L’impact de Carl Gustav Jung dans la spiritualité maçonnique ne se mesure pas par des citations dans les rituels, ni par une quelconque filiation officielle. Il se mesure par les ponts qu’il jette entre la tradition et la psychologie moderne, entre l’expérience symbolique et le chemin intérieur.
Jung nous invite à voir dans les degrés maçonniques un miroir du travail de l’âme.

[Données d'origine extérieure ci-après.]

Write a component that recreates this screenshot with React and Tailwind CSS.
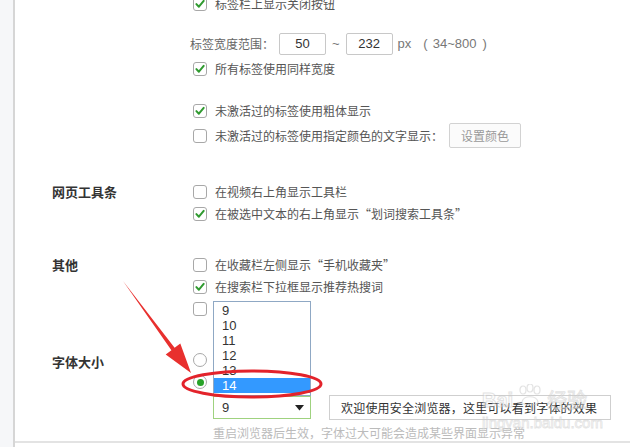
import React from "react";

// 选项页 - 标签 / 网页工具条 / 其他 / 字体大小
const FONT = { fontFamily: '"Liberation Sans", "Noto Sans CJK SC", sans-serif' };
const CJK = { fontFamily: '"Noto Sans CJK SC", "Liberation Sans", sans-serif' };

const Check = ({ checked }) => (
  <span className="w-[14px] h-[14px] rounded-[3px] border border-[#a8a8a8] bg-white flex items-center justify-center shrink-0">
    {checked && (
      <svg width="10" height="10" viewBox="0 0 10 10">
        <path d="M1.4 5.1 L3.9 7.7 L8.7 1.9" fill="none" stroke="#2f9a2f" strokeWidth="2" strokeLinecap="round" strokeLinejoin="round" />
      </svg>
    )}
  </span>
);

const Radio = ({ checked }) => (
  <span className="w-[14px] h-[14px] rounded-full border border-[#a8a8a8] bg-white flex items-center justify-center shrink-0">
    {checked && <span className="w-[7px] h-[7px] rounded-full bg-[#28a228]" />}
  </span>
);

const Row = ({ checked, children, className = "" }) => (
  <div className={`flex items-center h-[14px] ${className}`}>
    <Check checked={checked} />
    <span className="ml-[8px] text-[12px] leading-[14px] text-[#555] whitespace-nowrap" style={CJK}>{children}</span>
  </div>
);

const Label = ({ children, className = "" }) => (
  <div className={`w-[178px] pl-[37px] shrink-0 ${className}`}>
    <div className="h-[14px] flex items-center text-[13px] font-bold text-[#333] whitespace-nowrap" style={CJK}>{children}</div>
  </div>
);

const App = () => {
  const sizes = ["9", "10", "11", "12", "13", "14"];

  return (
    <div className="relative w-[630px] h-[447px] flex bg-white overflow-hidden" style={FONT}>
      {/* 左侧栏 */}
      <div className="w-[15px] h-full bg-[#f6f7f9] border-r-2 border-[#d6d6d6] shrink-0" />

      <div className="flex-1 flex flex-col">
        <div className="h-[441px] flex flex-col">
          {/* 标签 */}
          <div className="flex mt-[-3px]">
            <Label />
            <div className="flex flex-col">
              <Row checked>标签栏上显示关闭按钮</Row>
              <div className="flex items-center h-[22px] mt-[22px] ml-[-3px] text-[12px] text-[#666]">
                <span className="whitespace-nowrap" style={CJK}>标签宽度范围：</span>
                <span className="ml-[5px] w-[47px] h-[22px] border border-[#c8c8c8] rounded-[2px] flex items-center justify-center text-[13px] text-[#333]">50</span>
                <span className="ml-[6px] text-[13px] text-[#777]">~</span>
                <span className="ml-[6px] w-[47px] h-[22px] border border-[#c8c8c8] rounded-[2px] flex items-center justify-center text-[13px] text-[#333]">232</span>
                <span className="ml-[5px] text-[13px] text-[#777]">px</span>
                <span className="ml-[12px] text-[13px] text-[#777]">(</span>
                <span className="ml-[5px] text-[13px] text-[#777]">34~800</span>
                <span className="ml-[6px] text-[13px] text-[#777]">)</span>
              </div>
              <Row checked className="mt-[7px]">所有标签使用同样宽度</Row>
              <Row checked className="mt-[28px]">未激活过的标签使用粗体显示</Row>
              <div className="flex items-center h-[25px] mt-[5px]">
                <Check />
                <span className="ml-[8px] text-[12px] text-[#555] whitespace-nowrap" style={CJK}>未激活过的标签使用指定颜色的文字显示：</span>
                <button className="ml-[6px] w-[72px] h-[25px] border border-[#d2d2d2] bg-[#fbfbfb] rounded-[2px] text-[12px] text-[#999]" style={CJK}>设置颜色</button>
              </div>
            </div>
          </div>

          {/* 网页工具条 */}
          <div className="flex mt-[37px]">
            <Label>网页工具条</Label>
            <div className="flex flex-col">
              <Row>在视频右上角显示工具栏</Row>
              <Row checked className="mt-[8px]">在被选中文本的右上角显示“划词搜索工具条”</Row>
            </div>
          </div>

          {/* 其他 */}
          <div className="flex mt-[37px]">
            <Label>其他</Label>
            <div className="flex flex-col">
              <Row>在收藏栏左侧显示“手机收藏夹”</Row>
              <Row checked className="mt-[8px]">在搜索栏下拉框显示推荐热搜词</Row>
              <Row className="mt-[8px]" />
            </div>
          </div>

          {/* 字体大小 */}
          <div className="flex mt-[37px]">
            <Label className="mt-[2px]">字体大小</Label>
            <div className="flex flex-col">
              <div className="h-[14px] flex items-center"><Radio /></div>
              <div className="h-[14px] flex items-center mt-[8px]"><Radio checked /></div>
              <div className="flex items-center h-[25px] mt-[6px] ml-[20px]">
                <div className="w-[98px] h-[23px] border border-[#9fd27f] bg-white flex items-center justify-between pl-[8px] pr-[6px] text-[13px] text-[#333]">
                  <span>9</span>
                  <svg width="9" height="6" viewBox="0 0 9 6"><path d="M0 0 H9 L4.5 5.5 Z" fill="#222" /></svg>
                </div>
                <div className="ml-[18px] w-[282px] h-[25px] border border-[#cfcfcf] bg-white flex items-center pl-[11px] text-[12px] tracking-[0.2px] text-[#333] whitespace-nowrap" style={CJK}>
                  欢迎使用安全浏览器，这里可以看到字体的效果
                </div>
              </div>
              <div className="ml-[20px] mt-[6px] h-[14px] flex items-center text-[12px] text-[#bbb] whitespace-nowrap" style={CJK}>
                重启浏览器后生效，字体过大可能会造成某些界面显示异常
              </div>
            </div>
          </div>
        </div>
        <div className="h-[2px] bg-[#e3e3e3]" />
      </div>

      {/* 字号下拉列表 */}
      <div className="absolute left-[213px] top-[301px] w-[98px] h-[95px] border border-[#8fa8c4] bg-white pt-[1px]">
        {sizes.map((s) => (
          <div
            key={s}
            className={`h-[15px] pl-[8px] flex items-center text-[13px] ${s === "14" ? "bg-[#3399ff] text-white" : "text-[#333]"}`}
          >
            {s}
          </div>
        ))}
      </div>

      {/* 百度经验水印 */}
      <div className="absolute left-[482px] top-[384px] pointer-events-none opacity-50">
        <div className="flex items-end gap-[4px]">
          <span className="text-[20px] font-bold text-white leading-none" style={{ WebkitTextStroke: "1px #c8c8c8" }}>Bai</span>
          <svg width="26" height="24" viewBox="0 0 26 24" className="mb-[2px]">
            <g fill="none" stroke="#c8c8c8" strokeWidth="1.2">
              <ellipse cx="6" cy="6" rx="3" ry="4" />
              <ellipse cx="13" cy="4" rx="3" ry="4" />
              <ellipse cx="20" cy="6" rx="3" ry="4" />
              <path d="M5 18 C6 11 20 11 21 18 C21 22 5 22 5 18 Z" />
            </g>
          </svg>
          <span className="text-[20px] text-white leading-none" style={{ ...CJK, WebkitTextStroke: "1px #c8c8c8" }}>经验</span>
        </div>
        <div className="mt-[5px] text-[15px] text-white leading-none" style={{ WebkitTextStroke: "0.8px #c8c8c8" }}>jingyan.baidu.com</div>
      </div>

      {/* 红色箭头和圈 */}
      <svg className="absolute inset-0 pointer-events-none" width="630" height="447" viewBox="0 0 630 447">
        <polygon
          points="123,281 174.6,347.8 180.3,343.6 191,373 165.7,354.4 171.4,350.2"
          fill="#e8302e"
        />
        <ellipse cx="252" cy="384" rx="69" ry="13" fill="none" stroke="#e3232b" strokeWidth="3" />
      </svg>
    </div>
  );
};

export default App;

Il nous aide à mieux comprendre pourquoi la lumière vient après les ténèbres, pourquoi l’ombre doit être embrassée avant d’être transmutée, pourquoi le Temple à rebâtir est notre propre être.
En retour, la Franc-Maçonnerie donne à l’œuvre jungienne un terrain d’expression vivant, un laboratoire de transformation, une voie de réalisation.
« Le privilège d’une vie, c’est de devenir qui l’on est. »
(C. G. Jung)
Devenir qui l’on est — n’est-ce pas précisément le serment silencieux que nous prêtons à chaque ouverture des travaux ?
Sources :
Les citations de Carl Gustav Jung sont extraites de ses œuvres principales, notamment “Psychologie et Alchimie“, “L’homme à la découverte de son âme” et “Les archétypes de l’inconscient collectif“.
On pourra lire, si on le trouve , “Jung est l’avenir de la Franc-maçonnerie” par le regretté Jean-Louis Maxence.
je ne peux pas … faute de doigt désolé
Je sais qu’on ne félicite pas … maintenant je ne pris m’en dispenser . Tout est bien résumé. Le livre rouge est toujours proche de moi .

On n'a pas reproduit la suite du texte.